Hurricane Season: Risk of Collapse, If There is Wood, There are No Nails / Osmar Laffita Rojas

Havana, Cuba, September, Osmar Lafitta,  www.cubanet.org — For many Cubans, having a house or apartment, even fifty-four years after the current rulers came to power, is an impossibility. Repairing or building a home using their own resources remains the only option for hundreds of thousands of families.

And the start of cyclone season is a time of great anxiety for many in the population.

There are 3,000,000 homes making up Cuba’s housing stock. Of this figure 61% are reported to be in good condition. The rest, which have not been maintained for decades, are in poor condition.

The government’s home construction programs are showing signs of accelerated decline due to the ineffective economic model imposed on the country, which has led to inefficiency and corruption.

The sign reads, “No unauthorized persons in the warehouse.” Below it is a list of building materials and prices.

The blame for everything

The official position is that the embargo is to blame for everything. However, responsibility for the housing shortage rests with the all-powerful State, whose micro-brigades — made up of amateur carpenters and bricklayers — had a monopoly on home construction for almost half a century, denying the public the chance to repair or build their own homes.

This absurd centralization is what led to the very serious housing problem now facing the country.
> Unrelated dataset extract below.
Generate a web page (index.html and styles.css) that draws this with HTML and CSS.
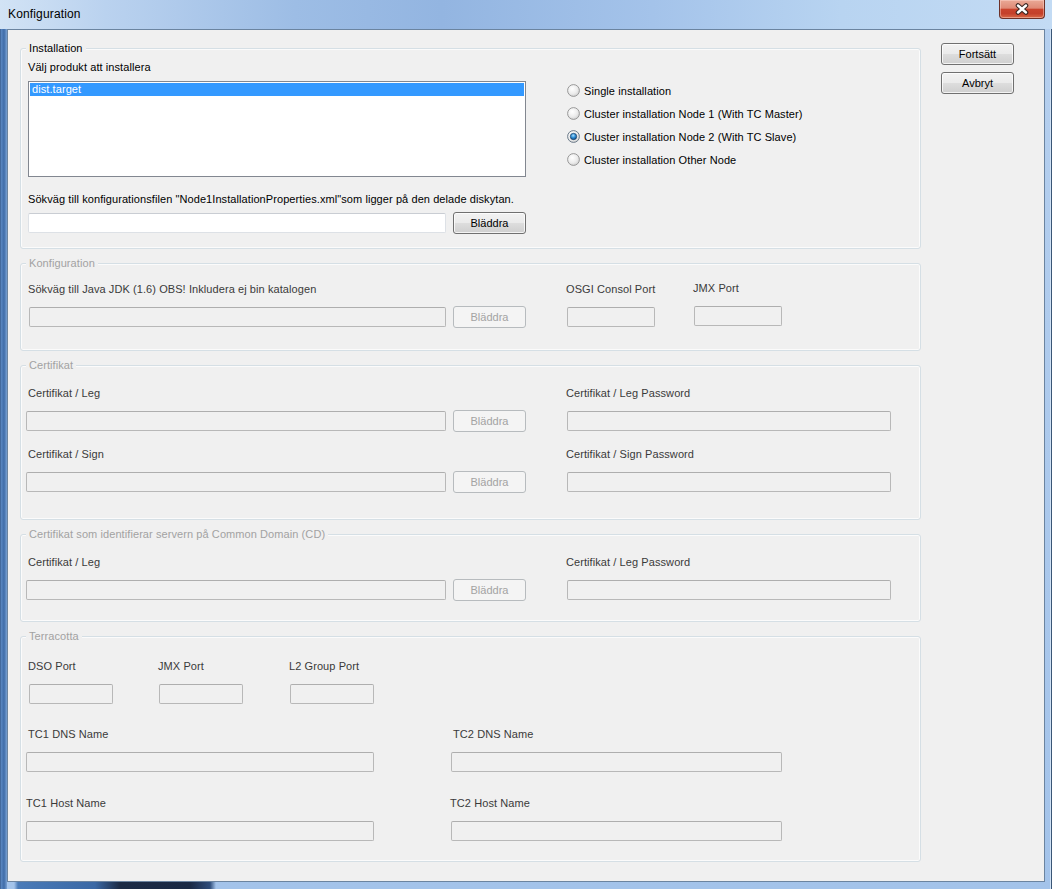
FILE: index.html
```html
<!DOCTYPE html>
<html lang="sv">
<head>
<meta charset="utf-8">
<title>Konfiguration</title>
<link rel="stylesheet" href="styles.css">
</head>
<body>
<div class="window">
  <div class="titlebar">
    <span class="title">Konfiguration</span>
    <div class="close-btn">
      <svg width="16" height="12" viewBox="0 0 16 12">
        <path d="M4 2.5 L12 9.5 M12 2.5 L4 9.5" stroke="#3a2622" stroke-width="4.6" stroke-linecap="round" fill="none"/>
        <path d="M4 2.5 L12 9.5 M12 2.5 L4 9.5" stroke="#ffffff" stroke-width="2.4" stroke-linecap="round" fill="none"/>
      </svg>
    </div>
  </div>
  <div class="client">
    <div class="groups">
      <section class="group g-install enabled">
        <div class="group-title">Installation</div>
        <div class="install-body">
          <div class="install-left">
            <div class="lbl first-lbl">Välj produkt att installera</div>
            <div class="listbox"><div class="list-item selected">dist.target</div></div>
            <div class="lbl path-lbl">Sökväg till konfigurationsfilen "Node1InstallationProperties.xml"som ligger på den delade diskytan.</div>
            <div class="ctl-row path-row">
              <input class="tb w418" type="text">
              <button class="btn btn-browse" type="button">Bläddra</button>
            </div>
          </div>
          <div class="install-right">
            <div class="radio">
              <svg class="radio-ico" width="13" height="13" viewBox="0 0 13 13"><circle cx="6.5" cy="6.5" r="5.9" fill="url(#rg)" stroke="#8f8f8f" stroke-width="0.9"/></svg>
              <span>Single installation</span>
            </div>
            <div class="radio">
              <svg class="radio-ico" width="13" height="13" viewBox="0 0 13 13"><circle cx="6.5" cy="6.5" r="5.9" fill="url(#rg)" stroke="#8f8f8f" stroke-width="0.9"/></svg>
              <span>Cluster installation Node 1 (With TC Master)</span>
            </div>
            <div class="radio">
              <svg class="radio-ico" width="13" height="13" viewBox="0 0 13 13">
                <defs>
                  <radialGradient id="rg" cx="0.4" cy="0.35" r="0.7">
                    <stop offset="0" stop-color="#ffffff"/>
                    <stop offset="0.6" stop-color="#ececec"/>
                    <stop offset="1" stop-color="#cfcfcf"/>
                  </radialGradient>
                  <radialGradient id="rd" cx="0.45" cy="0.35" r="0.65">
                    <stop offset="0" stop-color="#a7dcfb"/>
                    <stop offset="0.5" stop-color="#2f8fd6"/>
                    <stop offset="1" stop-color="#0b4a86"/>
                  </radialGradient>
                </defs>
                <circle cx="6.5" cy="6.5" r="5.9" fill="url(#rg)" stroke="#5f6f80" stroke-width="0.9"/>
                <circle cx="6.5" cy="6.5" r="3.2" fill="url(#rd)" stroke="#1c3f66" stroke-width="0.7"/>
              </svg>
              <span>Cluster installation Node 2 (With TC Slave)</span>
            </div>
            <div class="radio">
              <svg class="radio-ico" width="13" height="13" viewBox="0 0 13 13"><circle cx="6.5" cy="6.5" r="5.9" fill="url(#rg)" stroke="#8f8f8f" stroke-width="0.9"/></svg>
              <span>Cluster installation Other Node</span>
            </div>
          </div>
        </div>
      </section>

      <section class="group g-konf disabled">
        <div class="group-title">Konfiguration</div>
        <div class="field-row r-konf">
          <div class="field ml8">
            <div class="lbl lbl-m1">Sökväg till Java JDK (1.6) OBS! Inkludera ej bin katalogen</div>
            <div class="ctl-row">
              <input class="tb w417" type="text" disabled>
              <button class="btn btn-browse" type="button" disabled>Bläddra</button>
            </div>
          </div>
          <div class="field ml41">
            <div class="lbl lbl-m1">OSGI Consol Port</div>
            <div class="ctl-row"><input class="tb w88" type="text" disabled></div>
          </div>
          <div class="field ml39 up1">
            <div class="lbl lbl-m1">JMX Port</div>
            <div class="ctl-row"><input class="tb w88" type="text" disabled></div>
          </div>
        </div>
      </section>

      <section class="group g-cert disabled">
        <div class="group-title">Certifikat</div>
        <div class="field-row r-cert1">
          <div class="field ml5">
            <div class="lbl lbl-p2">Certifikat / Leg</div>
            <div class="ctl-row">
              <input class="tb w420" type="text" disabled>
              <button class="btn btn-browse" type="button" disabled>Bläddra</button>
            </div>
          </div>
          <div class="field ml41">
            <div class="lbl lbl-m1">Certifikat / Leg Password</div>
            <div class="ctl-row"><input class="tb w324" type="text" disabled></div>
          </div>
        </div>
        <div class="field-row r-cert2">
          <div class="field ml5">
            <div class="lbl lbl-p2">Certifikat / Sign</div>
            <div class="ctl-row">
              <input class="tb w420" type="text" disabled>
              <button class="btn btn-browse" type="button" disabled>Bläddra</button>
            </div>
          </div>
          <div class="field ml41">
            <div class="lbl lbl-m1">Certifikat / Sign Password</div>
            <div class="ctl-row"><input class="tb w324" type="text" disabled></div>
          </div>
        </div>
      </section>

      <section class="group g-cd disabled">
        <div class="group-title">Certifikat som identifierar servern på Common Domain (CD)</div>
        <div class="field-row r-cd">
          <div class="field ml5">
            <div class="lbl lbl-p2">Certifikat / Leg</div>
            <div class="ctl-row">
              <input class="tb w420" type="text" disabled>
              <button class="btn btn-browse" type="button" disabled>Bläddra</button>
            </div>
          </div>
          <div class="field ml41">
            <div class="lbl lbl-m1">Certifikat / Leg Password</div>
            <div class="ctl-row"><input class="tb w324" type="text" disabled></div>
          </div>
        </div>
      </section>

      <section class="group g-tc disabled">
        <div class="group-title">Terracotta</div>
        <div class="field-row r-tc1">
          <div class="field ml8">
            <div class="lbl lbl-m1">DSO Port</div>
            <div class="ctl-row"><input class="tb w84" type="text" disabled></div>
          </div>
          <div class="field ml46">
            <div class="lbl lbl-m1">JMX Port</div>
            <div class="ctl-row"><input class="tb w84" type="text" disabled></div>
          </div>
          <div class="field ml47">
            <div class="lbl lbl-m1">L2 Group Port</div>
            <div class="ctl-row"><input class="tb w84" type="text" disabled></div>
          </div>
        </div>
        <div class="field-row r-tc2">
          <div class="field ml5">
            <div class="lbl lbl-p2">TC1 DNS Name</div>
            <div class="ctl-row"><input class="tb w348" type="text" disabled></div>
          </div>
          <div class="field ml77">
            <div class="lbl lbl-p2">TC2 DNS Name</div>
            <div class="ctl-row"><input class="tb w331" type="text" disabled></div>
          </div>
        </div>
        <div class="field-row r-tc3">
          <div class="field ml5">
            <div class="lbl">TC1 Host Name</div>
            <div class="ctl-row"><input class="tb w348" type="text" disabled></div>
          </div>
          <div class="field ml77">
            <div class="lbl lbl-m1">TC2 Host Name</div>
            <div class="ctl-row"><input class="tb w331" type="text" disabled></div>
          </div>
        </div>
      </section>
    </div>

    <div class="actions">
      <button class="btn" type="button">Fortsätt</button>
      <button class="btn" type="button">Avbryt</button>
    </div>
  </div>
</div>
</body>
</html>
```

FILE: styles.css
```css
* { box-sizing: border-box; }

html, body {
  margin: 0;
  padding: 0;
}

body {
  width: 1052px;
  height: 889px;
  overflow: hidden;
  font-family: "Liberation Sans", Arial, sans-serif;
  font-size: 11px;
  letter-spacing: 0.08px;
  color: #000;
  background: #fff;
}

/* ---------- window frame ---------- */
.window {
  width: 1052px;
  height: 889px;
  display: flex;
  flex-direction: column;
  background:
    linear-gradient(to right, #2c4c78 0, #5b88c2 1px, #3f6ca8 4px, #7aa2d4 7px, transparent 7px) left top / 8px 100% no-repeat,
    linear-gradient(to left, #3a5676 0, #3a5676 1px, #cfe1f5 1px, #cfe1f5 2px, transparent 2px) right top / 3px 100% no-repeat,
    linear-gradient(to right, transparent 14px, #4a7bb8 18px, #3a68a5 95px, #1c2b45 120px, #1a2944 190px, #2f4d7a 210px, transparent 216px) left bottom / 100% 7px no-repeat,
    linear-gradient(#b6d0ef, #a3c3ea);
}

.titlebar {
  height: 29px;
  display: flex;
  align-items: flex-start;
  background: linear-gradient(to right, #d2e3f5 0%, #bad2ef 10%, #9dbde5 28%, #93b5e1 42%, #a4c3ea 62%, #b8d4f1 80%, #c3dbf4 100%);
}

.title {
  margin-left: 8px;
  line-height: 29px;
  font-size: 12px;
  letter-spacing: 0.15px;
  color: #000;
}

.close-btn {
  margin-left: auto;
  margin-right: 7px;
  width: 46px;
  height: 19px;
  border: 1px solid #6d3128;
  border-top: none;
  border-radius: 0 0 4px 4px;
  background: linear-gradient(#eaa996 0%, #df8a76 45%, #c9432c 52%, #c4402a 75%, #d96846 100%);
  box-shadow: inset 0 0 0 1px rgba(255, 220, 210, 0.45);
  display: flex;
  align-items: center;
  justify-content: center;
}

.close-btn svg { display: block; }

/* ---------- client area ---------- */
.client {
  flex: 1;
  margin: 0 7px 7px 7px;
  border: 1px solid #6b84a0;
  background: #f0f0f0;
  display: flex;
  align-items: flex-start;
  padding: 13px 0 0 12px;
}

.groups {
  width: 901px;
  flex-shrink: 0;
  padding-top: 5px;
}

.actions {
  margin-left: 20px;
  display: flex;
  flex-direction: column;
  gap: 7px;
}

/* ---------- group boxes ---------- */
.group {
  border: 1px solid #d5dfe5;
  border-radius: 3px;
  box-shadow: inset 0 0 0 1px rgba(255, 255, 255, 0.7);
}

.group + .group { margin-top: 14px; }

.g-install { height: 201px; }
.g-konf    { height: 88px; }
.g-cert    { height: 155px; }
.g-cd      { height: 88px; }
.g-tc      { height: 226px; }

.group-title {
  width: max-content;
  height: 13px;
  line-height: 13px;
  margin: -7px 0 0 5px;
  padding: 0 3px;
  background: #f0f0f0;
  white-space: nowrap;
}

.enabled .group-title { color: #000; }
.disabled .group-title { color: #a2a2a2; }
.disabled .lbl { color: #3a3a3a; }

/* ---------- labels & controls ---------- */
.lbl {
  height: 13px;
  line-height: 13px;
  white-space: nowrap;
}

.field .lbl { width: 0; overflow: visible; }
.lbl-m1 { margin-left: -1px; }
.lbl-p2 { margin-left: 2px; }

.ctl-row {
  display: flex;
  height: 20px;
}

.tb {
  display: block;
  height: 20px;
  margin: 0;
  padding: 0 2px;
  border: 1px solid #dde1e6;
  border-top-color: #c9cdd3;
  border-radius: 2px;
  background: #fff;
  font: inherit;
  outline: none;
}

.tb:disabled {
  background: #f0f0f0;
  border-color: #b8b8b8;
  border-top-color: #aeaeae;
}

.w84  { width: 84px; }
.w88  { width: 88px; }
.w324 { width: 324px; }
.w331 { width: 331px; }
.w348 { width: 348px; }
.w417 { width: 417px; }
.w418 { width: 418px; }
.w420 { width: 420px; }

.btn {
  width: 73px;
  height: 22px;
  margin: 0;
  padding: 0;
  border: 1px solid #707070;
  border-radius: 3px;
  background: linear-gradient(#f2f2f2 0%, #ebebeb 48%, #dddddd 52%, #cfcfcf 100%);
  box-shadow: inset 0 0 0 1px rgba(255, 255, 255, 0.75);
  font: inherit;
  color: #000;
  line-height: 20px;
  text-align: center;
}

.btn:disabled {
  border-color: #b7bbbe;
  background: #f4f4f4;
  box-shadow: none;
  color: #a3a3a3;
}

.ctl-row .btn-browse {
  margin: -1px 0 -1px 7px;
}

/* ---------- installation group ---------- */
.install-body {
  display: flex;
  padding-left: 7px;
}

.install-left { width: 498px; }

.first-lbl { margin-top: 6px; }

.listbox {
  margin-top: 7px;
  height: 96px;
  border: 1px solid #828790;
  background: #fff;
  padding: 1px;
}

.list-item {
  height: 13px;
  line-height: 13px;
  padding-left: 2px;
}

.list-item.selected {
  background: #3399ff;
  color: #fff;
}

.path-lbl { margin-top: 16px; }
.path-row { margin-top: 7px; }

.install-right {
  margin-left: 41px;
  padding-top: 24px;
}

.radio {
  display: flex;
  align-items: center;
  height: 23px;
  white-space: nowrap;
}

.radio-ico {
  display: block;
  margin-right: 4px;
  flex-shrink: 0;
}

/* ---------- field rows ---------- */
.field-row {
  display: flex;
  align-items: flex-start;
}

.field {
  display: flex;
  flex-direction: column;
}

.field .ctl-row { margin-top: 11px; }

.up1 { margin-top: -1px; }

.ml5  { margin-left: 5px; }
.ml8  { margin-left: 8px; }
.ml39 { margin-left: 39px; }
.ml41 { margin-left: 41px; }
.ml46 { margin-left: 46px; }
.ml47 { margin-left: 47px; }
.ml77 { margin-left: 77px; }

.r-konf  { margin-top: 13px; }
.r-cert1 { margin-top: 15px; }
.r-cert2 { margin-top: 17px; }
.r-cd    { margin-top: 15px; }
.r-tc1   { margin-top: 17px; }
.r-tc2   { margin-top: 24px; }
.r-tc3   { margin-top: 25px; }
```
In 2008 Raúl Castro changed his tune. Now houses can be bought and sold, and credits and subsidies are available for those who do not have the money for construction materials. But…

Most Cubans who want to repair their homes earn only twenty dollars a month and cannot afford to pay five dollars for a bag of cement, or three and a half dollars for a cubic meter of sand. Businesses that sell construction material remain empty in every city in the country.

There are also shortages of concrete blocks, bricks, roofing tiles, and flooring material. The suppliers, using various excuses, cannot guarantee that these materials will ever be in stock.

To find what they need, customers must make pilgrimages to various flea markets. And when they do find it, they have to add transportation costs to the high price of the product.

The 90 points of sale and 33 stores that sell construction materials in Havana province have very few products available most of the time.

The situation is just as disastrous in Holguín province. The shortage of many materials poses a serious problem for its residents, who have still not been able to repair the damage caused by Hurricane Sandy.

According to management

“The shortage of building materials is due to a lack of transportation. The stone mills have stockpiles of different types of aggregates and the cement factories’ warehouses are packed but there are no trucks to get the material to the points of sale.”

Even a partial solution to the serious housing shortage would require building no fewer than 70,000 units a year. Last year 26,000 were built. Of those only 1,000 were built by the State; the rest were built by the owners themselves.

In Havana the housing deficit is even more alarming. 5,471 families have spent more than a decade in temporary shelters. This figure does not include those living in buildings that have been declared uninhabitable, some of which are in danger of collapse. To prevent their roofs from falling in on them requires building 28,000 homes to house these people.

 The effects of Sandy

Last year Hurricane Sandy destroyed thousands of houses in Guantánamo, Holguín and Santiago de Cuba. Before the storm, Santiago de Cuba had a total of 329,129 homes, 40% of which were reported to be in fair to poor condition. Sandy left the city in a state of chaos. In Santiago de Cuba 171,000 homes were damaged. One year later only 44% have been repaired.

Many residents complain that “there are no materials.” When there is cement, there are no concrete blocks. When lumber arrives, there are no doors. If there are no windows or roofing tiles, then it becomes a veritable ordeal, which no one explains and which is never resolved. Where are the materials that are supposed to be going to the storm victims?

What are the commissions set up to help those affected by Hurricane Sandy in Santiago de Cuba doing?

In the three eastern provinces 26,000 homes were completely destroyed by Hurricane Sandy. In the first six months of this year, only 4,690 were rebuilt, an average of 130 houses per month in each of the affected provinces.

The situation is very serious. Forty-thousand homes damaged by previous cyclones to hit Cuba have not yet been repaired.

Among the things destroyed by Sandy were 61,310 homes, whose inhabitants are losing hope.